He also took aim at toll-road operator Autostrade, a unit of Milan-listed Atlantia group, which operated the bridge as part of a stretch of the A10 motorway it manages.
Conte said the firm had been responsible for ensuring safety on the bridge and the government would not await the outcome of a current criminal investigation into the disaster before taking action.
Earlier, the transport minister said the firm’s A10 motorway concession should be revoked and it be hit with heavy fines.
Deputy Prime Minister and Interior Minister Matteo Salvini said the private sector manager of the bridge had made “billions” from tolls but “did not spend the money they were supposed to” and should have its concession revoked.
“Imposing the highest penalties possible and making sure that those responsible for the dead and the injured pay up for any damages and crimes is the very least,” he said.
Italy’s transport minister said they had begun a process to strip Autostrade of its concession and demanded that top company managers resign.
“The top management of Autostrade per l’Italia must step down first of all,” Toninelli said in a Facebook post.
Toninelli also said the government would check the structure of ageing bridges across the country and would start remedial work if required.
Rescuers in Genoa continued their search for any survivors. At least four people were found alive from vehicles under the bridge, reported Italian news agency ANSA.

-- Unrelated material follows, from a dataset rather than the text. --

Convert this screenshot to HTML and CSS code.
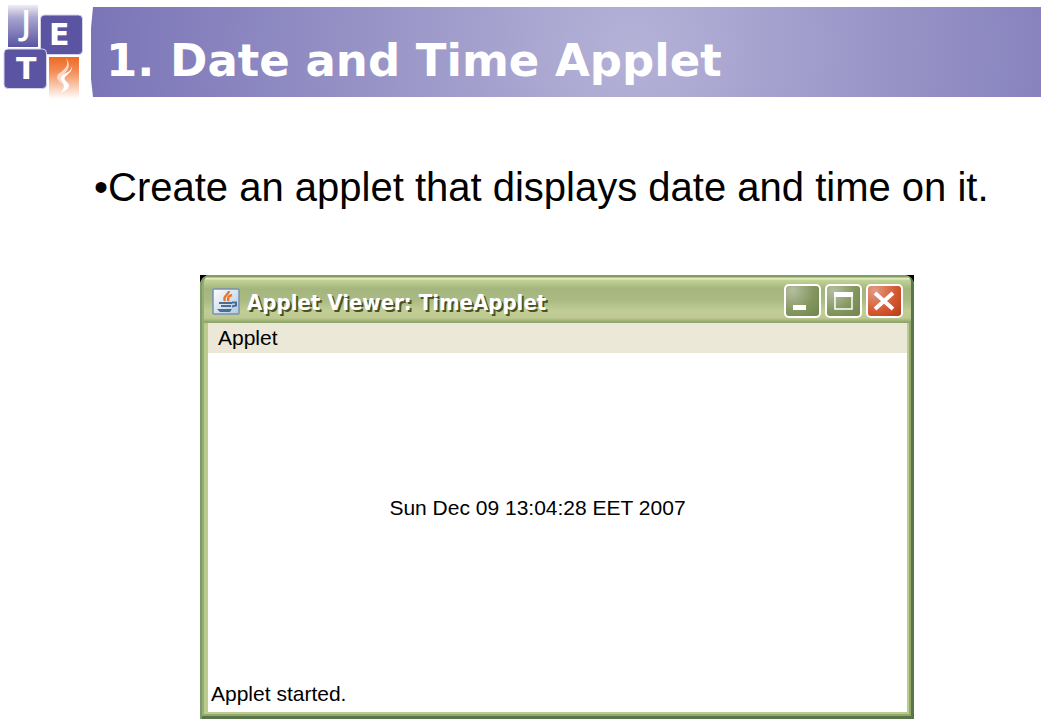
FILE: index.html
```html
<!DOCTYPE html>
<html lang="en">
<head>
<meta charset="utf-8">
<title>Date and Time Applet</title>
<link rel="stylesheet" href="styles.css">
</head>
<body>
<header class="header">
  <svg class="logo" viewBox="0 0 88 97" role="img" aria-label="JETS">
    <defs>
      <linearGradient id="fade-in" x1="0" y1="0" x2="0" y2="1">
        <stop offset="0" stop-color="#eeedf6"/>
        <stop offset=".3" stop-color="#a9a6d0"/>
        <stop offset="1" stop-color="#5a54a3"/>
      </linearGradient>
      <linearGradient id="fade-out" x1="0" y1="0" x2="0" y2="1">
        <stop offset="0" stop-color="#ee6a24"/>
        <stop offset=".35" stop-color="#f38d57"/>
        <stop offset="1" stop-color="#fff"/>
      </linearGradient>
    </defs>
    <rect x="8" y="5" width="30" height="42" fill="url(#fade-in)"/>
    <rect x="49" y="57" width="30" height="42" fill="url(#fade-out)"/>
    <rect x="40.500" y="15" width="42" height="39.500" rx="4" fill="#5a54a3" stroke="#d5d3e8"/>
    <rect x="4" y="49" width="42.500" height="39.500" rx="4" fill="#5a54a3" stroke="#d5d3e8"/>
    <text class="logo-letter logo-letter-thin" x="21" y="35">J</text>
    <text class="logo-letter" x="49" y="45">E</text>
    <text class="logo-letter" x="16" y="79">T</text>
    <path d="M66 58C69 65 66 68 61 72C54 76 57 80 63 85C60 79 61 76 65 73C70 68 70 63 66 58Z" fill="#fbd6c3"/>
    <path d="M72 65C73 71 69 73 66 76C63 79 65 80 68 83C71 87 67 90 61 93C64 88 65 86 62 82C59 77 62 75 66 73C70 71 72 69 72 65Z" fill="#fff"/>
  </svg>
  <div class="banner"><h1 class="title">1. Date and Time Applet</h1></div>
</header>
<main class="content">
  <ul class="points"><li class="point">Create an applet that displays date and time on it.</li></ul>
  <div class="stage">
    <section class="window" aria-label="Applet Viewer: TimeApplet">
      <div class="frame">
        <div class="titlebar">
          <svg class="app-icon" viewBox="0 0 28 27" aria-hidden="true">
            <defs><linearGradient id="tile" x1="0" y1="0" x2="1" y2="1"><stop offset="0" stop-color="#fff"/><stop offset="1" stop-color="#b4c8dc"/></linearGradient></defs>
            <rect x="1" y="1" width="26" height="25" rx="1" fill="url(#tile)" stroke="#7791b2" stroke-width="1.5"/>
            <path d="M17 3C17 7 10 8 13 13M20 7C14 9 17 10 16 13" fill="none" stroke="#ed7528" stroke-width="2.4"/>
            <path d="M7 15H20M9 18H19M20 14.500H24V17.500L20 18.500" fill="none" stroke="#466f98" stroke-width="2"/>
            <path d="M5 21H20L18 24H8Z" fill="#466f98"/>
          </svg>
          <h2 class="window-title">Applet Viewer: TimeApplet</h2>
          <div class="controls">
            <button class="control" type="button" aria-label="Minimize"><svg class="glyph" viewBox="0 0 33 30"><rect x="7" y="19" width="13" height="5" fill="#fff"/></svg></button>
            <button class="control" type="button" aria-label="Maximize"><svg class="glyph" viewBox="0 0 33 30"><path d="M8 8H25V23H8Z" fill="none" stroke="#fff" stroke-width="1.5"/><path d="M7 6H26V11H7Z" fill="#fff"/></svg></button>
            <button class="control control-close" type="button" aria-label="Close"><svg class="glyph" viewBox="0 0 33 30"><path d="M7 7L25 23M25 7L7 23" stroke="#fff" stroke-width="4"/></svg></button>
          </div>
        </div>
        <nav class="menubar"><button class="menu" type="button">Applet</button></nav>
        <div class="canvas"><time datetime="2007-12-09T13:04:28">Sun Dec 09 13:04:28 EET 2007</time></div>
        <footer class="status">Applet started.</footer>
      </div>
    </section>
  </div>
</main>
</body>
</html>
```
FILE: styles.css
```css
* { box-sizing: border-box; }
body {
  margin: 0;
  background: #fff;
  color: #000;
  font-family: "Liberation Sans", Arial, sans-serif;
}
.header {
  display: flex;
  gap: 3px;
  height: 104px;
}
.logo {
  flex: none;
  width: 88px;
  height: 97px;
  overflow: visible;
}
.logo-letter {
  fill: #fff;
  font: bold 30px "DejaVu Sans", Verdana, sans-serif;
}
.logo-letter-thin { font: 600 34px "Open Sans", sans-serif; }
.banner {
  flex: 1;
  height: 90px;
  margin-top: 7px;
  padding: 27px 15px 0;
  background: radial-gradient(circle 560px at 57% 45%, #b5b2d8 0, #9995c7 44%, #7973b6 100%);
  clip-path: polygon(2px 0, 100% 0, 100% 100%, 2px 100%, 0 72px, 0 21px);
}
.title {
  margin: 0;
  color: #fff;
  font: bold 45px/54px "DejaVu Sans", Verdana, sans-serif;
  white-space: nowrap;
}
.points {
  margin: 0;
  padding: 59px 0 0 94px;
  list-style: none;
}
.point {
  font-size: 40px;
  line-height: 48px;
}
.point::before { content: "•"; }
.stage { padding: 64px 127px 9px 200px; }
.window { background: #000; border-radius: 0 0 2px 2px; }
.frame {
  padding: 0 7px 7px 8px;
  border-radius: 10px 10px 0 0;
  background: #bccb8e;
  box-shadow: inset 2px 0 #7f9b66, inset -3px -3px #5b754b, inset 4px 0 #94ae77, inset -5px -5px #94a86c;
}
.titlebar {
  display: flex;
  align-items: center;
  height: 48px;
  margin: 0 -4px;
  padding: 4px 8px 0;
  border-radius: 8px 8px 0 0;
  background: linear-gradient(#829a63 0 2px, #e3edbc 3px 4px, #c3d396 5px, #a4b57e 14px, #a9ba82 25px, #c2cd96 36px, #bdc990 43px, #8fa66a 47px);
}
.app-icon {
  flex: none;
  width: 28px;
  height: 27px;
}
.window-title {
  flex: 1;
  margin: 0;
  padding: 4px 0 0 7px;
  color: #fff;
  font: bold 22px/28px "DejaVu Sans Condensed", "DejaVu Sans", sans-serif;
  text-shadow: 2px 2px #4b5320;
  white-space: nowrap;
}
.controls { display: flex; gap: 4px; }
.control {
  width: 37px;
  height: 34px;
  padding: 0;
  border: 2px solid #fff;
  border-radius: 5px;
  background: radial-gradient(circle at 20% 15%, #b4bea0, #82955c 60%, #71844b);
}
.control-close { background: radial-gradient(circle at 20% 15%, #e29b82, #d3562f 60%, #b63d18); }
.glyph {
  display: block;
  width: 100%;
  height: 100%;
}
.menubar {
  height: 30px;
  background: #ebe8d8;
}
.menu {
  padding: 0 10px;
  border: 0;
  background: none;
  color: #000;
  font: 21px/30px "Liberation Sans", Arial, sans-serif;
}
.canvas {
  display: flex;
  justify-content: center;
  height: 324px;
  padding: 143px 40px 0 0;
  background: #fff;
  font-size: 21px;
  line-height: 24px;
}
.status {
  padding: 5px 3px 6px;
  background: #fff;
  font-size: 21px;
  line-height: 24px;
}
```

It remains unknown what caused the Morandi Bridge to fall.
Prosecutors have opened an investigation but have not identified any targets.
The collapse of the bridge, which connected Genoa with other northern cities and neighbouring France has brought attention to Italy’s aging infrastructure — particularly concrete bridges built in the 1950s and 1960s.
A witness told Sky Italia television he saw “eight or nine” vehicles on the bridge when it fell in what he described as an “apocalyptic scene”.
At least 30 cars and three heavy vehicles were on the 80-metre section of the bridge that collapsed, according to Civil Protection authorities.
“It’s not acceptable that such an important bridge was not built to avoid this kind of collapse,” said DeputyTransport Minister Edoardo Rix on SkyNews24, speaking from Genoa.
The Morandi Bridge was built over the northern Italian port city of Genoa in the 1960s. The motorway bridge underwent extensive repairs in the 1980s, 1990s and most recently in 2016. Work on its foundations was being carried out at the time of its collapse.
Expert had warned the bridge needed to be rebuilt
Engineering professor, Antonio Brencich, warned in 2016 that the bridge needed to be completely rebuilt as its structure had deteriorated too rapidly.
However, the director of Autostrade del Tronco Genovese, Stefano Marigliani, who is responsible for maintenance of the region’s highways, told Radio Capital that the disaster could not have been foreseen:
“There were no signs of danger. The bridge is subject to frequent checks, it was a constantly-monitored infrastructure. The works in progress were just ordinary maintenance.”
Before and After
Location of the collapse
Messages of solidarity
Messages of support were widely shared online with politicians and citizens tweeting messages of their sympathy to those involved in the accident and the Italian people.
President of the European Commission Jean Claude Juncker expressed his “deepest sympathy and sincere condolences to the families and friends of those who have died” and his “best wishes of strength and courage go to those involved in the rescue operations”.
French President Emmanuel Macron tweeted his condolonces, adding: “France is close to Italy in this tragedy and is ready to provide all necessary support.”
“The UK stands alongside our Italian friends and allies following this tragic event,” said British Prime Minister Theresa May.